Abstract

Full-cost transfer prices are widely stated in academic literature to be inconsistent with a theoretically appropriate solution in the sense that they must lead to sub-optimal levels of output in the short run. Nevertheless, it is equally widely recognized that many, if not most companies do use cost-plus transfer prices and, moreover, there is a wide variety of approaches to determining what that cost-plus figure should be. To date no rigorous approach to explain this discrepancy has been offered, although Kaplan and Atkinson suggest that practitioners may use cost-plus prices as an approximation to the long-run cost of committing the company to this product, although this still leaves the problem of short-run optimization unsolved.
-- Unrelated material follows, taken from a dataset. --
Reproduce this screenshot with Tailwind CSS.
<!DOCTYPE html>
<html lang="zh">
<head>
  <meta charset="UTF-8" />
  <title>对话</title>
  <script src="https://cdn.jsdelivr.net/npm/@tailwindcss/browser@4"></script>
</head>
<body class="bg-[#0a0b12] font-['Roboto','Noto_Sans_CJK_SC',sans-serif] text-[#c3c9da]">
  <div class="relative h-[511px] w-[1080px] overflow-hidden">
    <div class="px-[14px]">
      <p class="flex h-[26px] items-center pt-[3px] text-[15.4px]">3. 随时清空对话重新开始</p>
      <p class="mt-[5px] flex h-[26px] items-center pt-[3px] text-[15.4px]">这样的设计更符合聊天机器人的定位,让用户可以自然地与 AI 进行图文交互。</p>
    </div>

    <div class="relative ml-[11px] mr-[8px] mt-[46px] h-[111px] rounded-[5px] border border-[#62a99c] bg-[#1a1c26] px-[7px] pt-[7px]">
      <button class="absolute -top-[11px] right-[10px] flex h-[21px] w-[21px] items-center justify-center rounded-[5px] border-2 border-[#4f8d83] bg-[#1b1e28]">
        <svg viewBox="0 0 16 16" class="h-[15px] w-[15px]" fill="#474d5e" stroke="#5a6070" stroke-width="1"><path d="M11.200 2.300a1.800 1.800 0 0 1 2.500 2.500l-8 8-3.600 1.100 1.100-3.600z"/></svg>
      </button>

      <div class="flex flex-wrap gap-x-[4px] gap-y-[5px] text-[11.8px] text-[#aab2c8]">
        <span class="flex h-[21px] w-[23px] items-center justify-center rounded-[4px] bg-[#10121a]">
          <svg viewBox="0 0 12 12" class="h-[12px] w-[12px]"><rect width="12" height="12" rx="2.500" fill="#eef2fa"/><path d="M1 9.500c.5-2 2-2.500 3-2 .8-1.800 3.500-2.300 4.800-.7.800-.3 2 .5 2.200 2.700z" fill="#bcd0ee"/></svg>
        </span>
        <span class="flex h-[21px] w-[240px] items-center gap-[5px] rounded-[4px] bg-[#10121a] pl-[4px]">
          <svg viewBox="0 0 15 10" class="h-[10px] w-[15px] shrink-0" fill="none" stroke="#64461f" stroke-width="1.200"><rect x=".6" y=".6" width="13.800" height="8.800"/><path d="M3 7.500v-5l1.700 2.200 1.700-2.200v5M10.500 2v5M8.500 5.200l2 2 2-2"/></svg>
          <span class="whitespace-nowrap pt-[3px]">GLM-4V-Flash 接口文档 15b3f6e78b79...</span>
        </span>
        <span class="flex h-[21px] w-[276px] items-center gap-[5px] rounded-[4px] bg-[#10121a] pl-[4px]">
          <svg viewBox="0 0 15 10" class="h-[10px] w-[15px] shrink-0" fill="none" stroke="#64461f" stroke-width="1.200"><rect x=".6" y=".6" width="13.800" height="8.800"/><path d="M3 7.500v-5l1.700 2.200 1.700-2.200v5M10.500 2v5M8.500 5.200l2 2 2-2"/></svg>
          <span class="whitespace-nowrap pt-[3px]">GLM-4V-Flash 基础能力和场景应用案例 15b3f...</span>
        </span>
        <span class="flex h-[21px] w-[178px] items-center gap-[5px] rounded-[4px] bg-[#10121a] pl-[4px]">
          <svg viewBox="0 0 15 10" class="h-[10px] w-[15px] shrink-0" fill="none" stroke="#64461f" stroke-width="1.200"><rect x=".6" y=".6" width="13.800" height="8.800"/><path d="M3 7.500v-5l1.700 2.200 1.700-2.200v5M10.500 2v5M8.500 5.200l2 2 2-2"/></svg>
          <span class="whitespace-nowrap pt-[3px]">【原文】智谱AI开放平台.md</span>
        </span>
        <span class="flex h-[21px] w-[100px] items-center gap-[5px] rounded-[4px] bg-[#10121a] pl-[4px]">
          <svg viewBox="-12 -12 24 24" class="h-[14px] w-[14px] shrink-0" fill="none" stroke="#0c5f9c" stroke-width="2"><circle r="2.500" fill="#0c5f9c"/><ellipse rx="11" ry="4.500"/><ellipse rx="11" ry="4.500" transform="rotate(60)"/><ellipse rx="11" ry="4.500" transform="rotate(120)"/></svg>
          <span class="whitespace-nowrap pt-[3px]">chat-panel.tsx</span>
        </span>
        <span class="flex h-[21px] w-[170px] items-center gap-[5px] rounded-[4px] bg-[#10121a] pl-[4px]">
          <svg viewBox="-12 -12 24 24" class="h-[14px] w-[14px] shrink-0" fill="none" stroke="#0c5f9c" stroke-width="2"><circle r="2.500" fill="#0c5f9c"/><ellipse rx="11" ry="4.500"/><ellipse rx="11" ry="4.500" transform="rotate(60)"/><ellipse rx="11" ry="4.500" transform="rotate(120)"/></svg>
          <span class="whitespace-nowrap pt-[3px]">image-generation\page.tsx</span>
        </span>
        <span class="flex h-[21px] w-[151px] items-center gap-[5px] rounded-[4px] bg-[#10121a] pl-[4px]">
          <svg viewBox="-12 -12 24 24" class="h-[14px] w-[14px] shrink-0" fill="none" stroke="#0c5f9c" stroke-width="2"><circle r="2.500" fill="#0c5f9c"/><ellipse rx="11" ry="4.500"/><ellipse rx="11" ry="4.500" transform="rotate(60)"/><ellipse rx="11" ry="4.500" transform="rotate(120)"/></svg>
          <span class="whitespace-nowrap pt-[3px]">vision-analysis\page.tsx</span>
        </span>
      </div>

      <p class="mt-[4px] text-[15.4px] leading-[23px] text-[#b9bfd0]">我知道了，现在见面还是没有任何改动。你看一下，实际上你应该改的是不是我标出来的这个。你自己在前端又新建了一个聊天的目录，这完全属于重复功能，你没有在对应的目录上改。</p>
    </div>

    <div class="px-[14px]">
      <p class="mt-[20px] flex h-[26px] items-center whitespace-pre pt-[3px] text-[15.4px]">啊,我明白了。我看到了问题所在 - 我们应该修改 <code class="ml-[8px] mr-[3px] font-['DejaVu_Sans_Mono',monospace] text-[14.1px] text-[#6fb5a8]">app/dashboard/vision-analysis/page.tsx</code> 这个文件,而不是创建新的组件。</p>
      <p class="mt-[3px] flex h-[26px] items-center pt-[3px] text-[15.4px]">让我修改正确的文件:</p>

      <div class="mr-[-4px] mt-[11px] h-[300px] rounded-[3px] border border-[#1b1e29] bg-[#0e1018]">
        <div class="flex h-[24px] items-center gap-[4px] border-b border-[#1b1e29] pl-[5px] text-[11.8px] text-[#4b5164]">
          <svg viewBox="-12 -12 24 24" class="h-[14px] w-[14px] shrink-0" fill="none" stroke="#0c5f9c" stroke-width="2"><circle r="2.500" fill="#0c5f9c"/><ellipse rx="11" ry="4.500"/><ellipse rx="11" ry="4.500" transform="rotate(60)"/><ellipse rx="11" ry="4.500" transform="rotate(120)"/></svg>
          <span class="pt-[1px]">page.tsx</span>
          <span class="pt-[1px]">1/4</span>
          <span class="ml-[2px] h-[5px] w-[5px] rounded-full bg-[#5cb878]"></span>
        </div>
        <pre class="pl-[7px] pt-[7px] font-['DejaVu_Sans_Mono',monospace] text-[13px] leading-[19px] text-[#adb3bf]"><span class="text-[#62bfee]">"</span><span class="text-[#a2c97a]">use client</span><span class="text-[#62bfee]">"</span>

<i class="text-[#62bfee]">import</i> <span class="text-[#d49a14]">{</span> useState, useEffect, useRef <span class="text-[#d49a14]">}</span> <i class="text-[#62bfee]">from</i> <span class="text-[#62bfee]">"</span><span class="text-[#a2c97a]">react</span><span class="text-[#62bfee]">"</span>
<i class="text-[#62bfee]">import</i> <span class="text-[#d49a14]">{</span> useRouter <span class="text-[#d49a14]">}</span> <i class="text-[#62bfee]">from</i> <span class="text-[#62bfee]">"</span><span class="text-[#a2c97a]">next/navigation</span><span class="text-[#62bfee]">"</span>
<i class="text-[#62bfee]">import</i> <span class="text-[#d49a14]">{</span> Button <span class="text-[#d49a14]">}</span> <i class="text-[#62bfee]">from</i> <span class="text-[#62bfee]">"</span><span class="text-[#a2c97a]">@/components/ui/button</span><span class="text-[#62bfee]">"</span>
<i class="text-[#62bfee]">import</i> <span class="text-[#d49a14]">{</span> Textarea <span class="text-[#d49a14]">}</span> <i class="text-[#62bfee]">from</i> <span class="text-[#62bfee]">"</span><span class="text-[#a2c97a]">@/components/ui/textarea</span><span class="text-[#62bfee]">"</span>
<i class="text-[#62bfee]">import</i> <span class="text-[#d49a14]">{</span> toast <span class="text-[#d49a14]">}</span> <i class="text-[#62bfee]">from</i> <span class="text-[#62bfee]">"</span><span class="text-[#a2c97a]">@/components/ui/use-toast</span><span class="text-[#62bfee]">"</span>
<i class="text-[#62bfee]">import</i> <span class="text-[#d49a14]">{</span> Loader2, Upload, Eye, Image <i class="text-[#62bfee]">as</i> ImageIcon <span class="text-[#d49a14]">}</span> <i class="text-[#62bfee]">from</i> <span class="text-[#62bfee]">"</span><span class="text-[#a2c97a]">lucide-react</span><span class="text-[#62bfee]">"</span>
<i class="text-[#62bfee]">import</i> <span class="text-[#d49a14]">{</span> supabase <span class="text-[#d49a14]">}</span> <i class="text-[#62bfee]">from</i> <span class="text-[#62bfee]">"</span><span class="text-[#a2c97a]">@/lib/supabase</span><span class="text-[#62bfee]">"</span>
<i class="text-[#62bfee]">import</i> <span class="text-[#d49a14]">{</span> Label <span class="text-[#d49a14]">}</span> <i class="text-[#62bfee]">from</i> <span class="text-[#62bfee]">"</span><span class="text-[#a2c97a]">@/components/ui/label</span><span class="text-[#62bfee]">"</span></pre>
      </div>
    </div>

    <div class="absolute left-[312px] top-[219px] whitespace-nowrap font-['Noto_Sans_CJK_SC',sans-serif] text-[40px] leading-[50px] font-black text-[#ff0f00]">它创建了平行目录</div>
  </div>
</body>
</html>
This paper offers an interpretation of practice which suggests that however companies calculate their cost-plus transfer prices and, within limits, whatever cost-plus figure is actually used, companies may not, after all, be departing far from short-run optimality. In addition, the paper offers a way of developing transfer prices which may be equally acceptable for taxation and management purposes. The methodology of the paper is to develop a variation of fundamental neo-classical micro-economic analysis. This analysis shows how a ‘pragmatic-analytical’ perspective, that is to say a combination of rigorous analysis with the behavioural benefits of negotiated outcomes, can improve our understanding of transfer pricing practices. The general ‘pragmatic-analytical’ stance may also offer new insights into other problems of financial analysis. It also contributes to current debates about the desirability of absorption costing.